Uganda Cowries Stamps
February 9, 2017 11:20 PM   Subscribe

"In 1895 Ernest Millar, a young Cambridge graduate, sat in a hut in the depths of the bush in Uganda, making stamps on his typewriter. Uganda had just become a British Protectorate and George Wilson, the first government official posted there, decided that this called for an issue of stamps and a postal service to use them. The Church Missionary Society was the only organisation with a network across the country, and Millar was the only missionary with a typewriter. So it fell to him to design, and make, the first stamps."
posted by Eyebrows McGee (14 comments total) 19 users marked this as a favorite
 
In the realm of Strange Passions, vintage typewritten Ugandan postage stamps isn't a bad one to have.
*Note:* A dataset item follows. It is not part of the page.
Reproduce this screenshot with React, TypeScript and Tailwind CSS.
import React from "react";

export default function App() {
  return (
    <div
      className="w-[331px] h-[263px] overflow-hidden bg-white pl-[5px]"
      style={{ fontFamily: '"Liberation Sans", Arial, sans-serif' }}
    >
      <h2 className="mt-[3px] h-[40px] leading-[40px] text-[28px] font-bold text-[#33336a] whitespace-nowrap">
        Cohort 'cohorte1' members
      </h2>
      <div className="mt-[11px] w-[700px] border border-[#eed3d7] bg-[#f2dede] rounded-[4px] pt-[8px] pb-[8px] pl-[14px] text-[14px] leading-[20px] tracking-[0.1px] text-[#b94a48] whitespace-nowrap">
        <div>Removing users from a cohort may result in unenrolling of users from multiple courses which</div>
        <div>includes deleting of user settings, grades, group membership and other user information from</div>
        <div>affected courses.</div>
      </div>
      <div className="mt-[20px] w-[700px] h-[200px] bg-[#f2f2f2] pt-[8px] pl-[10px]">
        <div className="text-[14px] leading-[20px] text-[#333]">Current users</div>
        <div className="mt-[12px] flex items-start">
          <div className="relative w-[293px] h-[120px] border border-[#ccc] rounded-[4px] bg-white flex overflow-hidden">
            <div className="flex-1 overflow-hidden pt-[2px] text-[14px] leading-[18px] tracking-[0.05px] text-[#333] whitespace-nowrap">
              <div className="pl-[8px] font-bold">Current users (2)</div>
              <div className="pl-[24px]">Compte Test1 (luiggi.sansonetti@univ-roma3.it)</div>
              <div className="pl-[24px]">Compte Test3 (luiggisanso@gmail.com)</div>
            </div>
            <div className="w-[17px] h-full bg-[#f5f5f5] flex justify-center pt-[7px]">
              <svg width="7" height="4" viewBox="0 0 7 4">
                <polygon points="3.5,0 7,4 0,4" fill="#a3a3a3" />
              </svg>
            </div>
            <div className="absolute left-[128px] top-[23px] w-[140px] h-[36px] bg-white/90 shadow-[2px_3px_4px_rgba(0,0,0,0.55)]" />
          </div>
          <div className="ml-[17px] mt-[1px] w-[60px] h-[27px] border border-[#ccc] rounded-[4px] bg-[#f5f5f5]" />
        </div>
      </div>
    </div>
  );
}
Man, I love stuff like this.
posted by mykescipark at 11:28 PM on February 9, 2017 [3 favorites]


I'm so fascinated by the machinery of empire -- what an Imperial state needs to be Imperial, like Rome or Britain or America or the Achaemenid Empire or the Qing Dynasty. And the answer always turns out to be, bureaucracy, standardization, and a mania for recordkeeping. Like, a powerful military's important, and building roads is important, but any charismatic general can manage those. I firmly believe what makes you a lasting empire is an utter fixation on the minutiae of government, like postage stamps. And a system of bureaucracy such that a minor regional governor can say to a random-ass clerk, "Hey, go type 5,000 postage stamps by hand" and both the governor and clerk will accept this as an awesome idea necessary for the functioning of the empire.
posted by Eyebrows McGee at 11:32 PM on February 9, 2017 [20 favorites]


Well both the minor regional governor and probably the clerk would have gone through the system of British all-male fee-paying private boarding schools, which was geared in large part towards producing just these kinds of men for just this purpose.

The more interesting thing to me is that the currency the stamps are denominated in isn't Pounds Sterling, but cowrie shells.
posted by kersplunk at 12:23 AM on February 10, 2017 [1 favorite]


...it would have given him more time to indulge his greatest passion: taking the latest edition of Bradshaw’s railway timetable, sent out to him every year from England – and plotting imaginary journeys to see if he could work out the fastest and most direct route.

Millar never married, though there were female missionaries there.
Ouch, sick burn.
posted by kersplunk at 12:26 AM on February 10, 2017 [8 favorites]


"Well both the minor regional governor and probably the clerk would have gone through the system of British all-male fee-paying private boarding schools, which was geared in large part towards producing just these kinds of men for just this purpose."

I know! That's part of the whole machinery! Chinese civil service exams, the Roman Army, American Land Grant Universities ... a bureaucracy has to COME from somewhere! You've got to crank out hundreds -- thousands! -- of people who would all think to themselves, "Hm, better type up some stamps."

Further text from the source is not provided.